Die Paneuropa-Union ist die älteste europäische Einigungsbewegung. Sie tritt im Sinne des europäischen Föderalismus für ein politisch und wirtschaftlich geeintes, demokratisches und friedliches Europa ein. Nach dem Zweiten Weltkrieg erlebte die Paneuropa-Idee eine Renaissance. Winston Churchill hielt 1946 in Zürich eine von Coudenhove-Kalergis Visionen inspirierte Rede, in der er die Schaffung der „Vereinigten Staaten von Europa“ anregte und dabei die zentralen Forderungen der Paneuropa-Idee aufnahm.

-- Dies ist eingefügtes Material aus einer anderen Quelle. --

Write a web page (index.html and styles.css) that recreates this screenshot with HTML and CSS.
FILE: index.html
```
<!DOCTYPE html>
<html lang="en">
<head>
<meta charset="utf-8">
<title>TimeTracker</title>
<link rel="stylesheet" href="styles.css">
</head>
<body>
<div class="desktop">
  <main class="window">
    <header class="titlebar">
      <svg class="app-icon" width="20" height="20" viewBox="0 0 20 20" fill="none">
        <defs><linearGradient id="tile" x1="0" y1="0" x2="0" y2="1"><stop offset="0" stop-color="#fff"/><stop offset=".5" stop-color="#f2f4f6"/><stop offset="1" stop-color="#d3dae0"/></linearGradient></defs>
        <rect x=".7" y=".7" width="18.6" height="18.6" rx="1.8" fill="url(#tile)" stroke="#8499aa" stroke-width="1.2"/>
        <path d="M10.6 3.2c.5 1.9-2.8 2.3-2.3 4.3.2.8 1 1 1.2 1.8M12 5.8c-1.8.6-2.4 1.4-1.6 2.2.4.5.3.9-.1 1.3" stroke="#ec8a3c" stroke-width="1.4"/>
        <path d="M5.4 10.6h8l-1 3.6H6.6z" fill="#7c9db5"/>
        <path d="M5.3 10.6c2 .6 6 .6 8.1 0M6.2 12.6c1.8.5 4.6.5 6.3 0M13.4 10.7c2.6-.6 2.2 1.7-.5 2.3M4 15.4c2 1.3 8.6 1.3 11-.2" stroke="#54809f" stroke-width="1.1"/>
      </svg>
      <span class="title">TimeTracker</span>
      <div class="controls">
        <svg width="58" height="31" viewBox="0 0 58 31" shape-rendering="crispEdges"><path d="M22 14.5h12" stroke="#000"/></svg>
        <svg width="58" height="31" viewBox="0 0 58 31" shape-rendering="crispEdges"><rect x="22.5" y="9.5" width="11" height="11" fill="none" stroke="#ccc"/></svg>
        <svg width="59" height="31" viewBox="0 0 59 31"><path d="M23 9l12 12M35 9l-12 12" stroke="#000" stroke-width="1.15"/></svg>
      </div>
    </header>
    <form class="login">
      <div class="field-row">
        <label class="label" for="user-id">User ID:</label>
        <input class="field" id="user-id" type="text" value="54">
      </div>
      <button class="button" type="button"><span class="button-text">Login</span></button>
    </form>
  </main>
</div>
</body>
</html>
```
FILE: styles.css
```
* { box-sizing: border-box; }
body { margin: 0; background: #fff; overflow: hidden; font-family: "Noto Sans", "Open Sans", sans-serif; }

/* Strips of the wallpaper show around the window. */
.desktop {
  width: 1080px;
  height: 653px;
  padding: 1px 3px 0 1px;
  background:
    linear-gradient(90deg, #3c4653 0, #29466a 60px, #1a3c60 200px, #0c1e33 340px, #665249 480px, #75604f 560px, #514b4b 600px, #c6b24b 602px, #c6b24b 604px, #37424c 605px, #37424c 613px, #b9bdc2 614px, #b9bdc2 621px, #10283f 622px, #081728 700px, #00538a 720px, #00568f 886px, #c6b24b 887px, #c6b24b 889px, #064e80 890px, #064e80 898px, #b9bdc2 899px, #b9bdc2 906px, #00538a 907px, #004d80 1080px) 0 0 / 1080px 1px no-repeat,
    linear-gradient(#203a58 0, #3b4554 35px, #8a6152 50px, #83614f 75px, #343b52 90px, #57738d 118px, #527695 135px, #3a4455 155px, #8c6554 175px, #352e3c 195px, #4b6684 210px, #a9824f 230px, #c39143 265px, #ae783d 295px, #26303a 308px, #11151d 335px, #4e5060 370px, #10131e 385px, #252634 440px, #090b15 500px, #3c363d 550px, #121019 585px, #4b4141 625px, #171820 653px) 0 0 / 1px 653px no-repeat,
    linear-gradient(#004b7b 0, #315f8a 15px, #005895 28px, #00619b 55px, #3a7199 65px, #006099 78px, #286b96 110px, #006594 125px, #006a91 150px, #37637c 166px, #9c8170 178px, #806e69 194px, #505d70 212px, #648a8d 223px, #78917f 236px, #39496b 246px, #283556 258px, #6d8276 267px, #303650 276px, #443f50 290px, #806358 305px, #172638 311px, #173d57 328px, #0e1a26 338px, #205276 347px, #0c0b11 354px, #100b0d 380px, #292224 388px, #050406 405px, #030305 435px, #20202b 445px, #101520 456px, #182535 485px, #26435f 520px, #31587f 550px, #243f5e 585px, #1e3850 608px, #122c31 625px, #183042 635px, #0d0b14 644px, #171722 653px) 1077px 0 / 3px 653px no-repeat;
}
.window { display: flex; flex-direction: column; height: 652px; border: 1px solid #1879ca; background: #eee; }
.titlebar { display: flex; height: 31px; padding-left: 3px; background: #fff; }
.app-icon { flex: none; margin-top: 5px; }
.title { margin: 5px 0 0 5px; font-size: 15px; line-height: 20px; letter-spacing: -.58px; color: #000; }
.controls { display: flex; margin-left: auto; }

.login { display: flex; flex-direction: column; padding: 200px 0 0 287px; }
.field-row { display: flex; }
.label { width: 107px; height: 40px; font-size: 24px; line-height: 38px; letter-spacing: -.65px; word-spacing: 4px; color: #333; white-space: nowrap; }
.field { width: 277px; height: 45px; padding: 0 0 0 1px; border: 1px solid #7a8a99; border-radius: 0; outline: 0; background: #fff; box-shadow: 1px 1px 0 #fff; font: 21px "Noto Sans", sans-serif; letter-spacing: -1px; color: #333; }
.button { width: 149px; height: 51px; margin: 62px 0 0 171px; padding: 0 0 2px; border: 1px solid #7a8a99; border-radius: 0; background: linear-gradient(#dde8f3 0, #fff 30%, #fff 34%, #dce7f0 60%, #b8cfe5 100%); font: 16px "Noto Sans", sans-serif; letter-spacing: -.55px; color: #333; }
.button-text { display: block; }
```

Davon wissen viele von uns heuer allerdings kaum etwas – und politisch ist das Thema ob der Erfolge der Rechtspopulisten, die glücklicherweise trotzdem nur relativ sind, durchaus heikel. Die paneuropäische Idee ist zwar weiterhin lanciert, wird allerdings aus wahltaktischen Gründen zurückhaltend behandelt, man sollte sie allerdings durchaus weiter verfolgen.

Wir kennen heute allerdings die Wahlresultate der rezenten Europawahlen, in denen die Linke trotz sozialpolitischer Vorgaben – das „Soziale“, das eigentliche Kernthema ihrer politischen Existenz und Daseinsberechtigung – dennoch insgesamt verloren hat, die Sozialdemokratie allerdings immer noch die Möglichkeit hat, den kommenden Kommissionspräsidenten zu stellen.

Die angelaufenen Diskussionen, das Taktieren im Hintergrund, die Gespräche im stillen Kämmerlein und die entsprechenden Telefonate sind bestimmt sehr reizvoll … Eine europäische Sozialdemokratie demnach, die somit trotzdem alles unternehmen kann, um immer noch das europäische Projekt im Sinne des an dieser Stelle erinnerten Vordenkers zumindest teilweise weiter zu treiben und schon mal das von so vielen vollmundig angekündigte „soziale Europa“ glaubwürdig zu realisieren. Das wär doch mal was – Kleptokratie und Plutokratie endgültig stoppen. Und das mit den Mitteln der wahren Demokratie Europas!

Denn deshalb haben wir, das gesamte Wahlvolk der Europäischen Union, unsere Vertreter*innen für das EU-Parlament – bitte sehr – auch gewählt.
… und lassen wir den Teufel nicht aus der Bibel zitieren!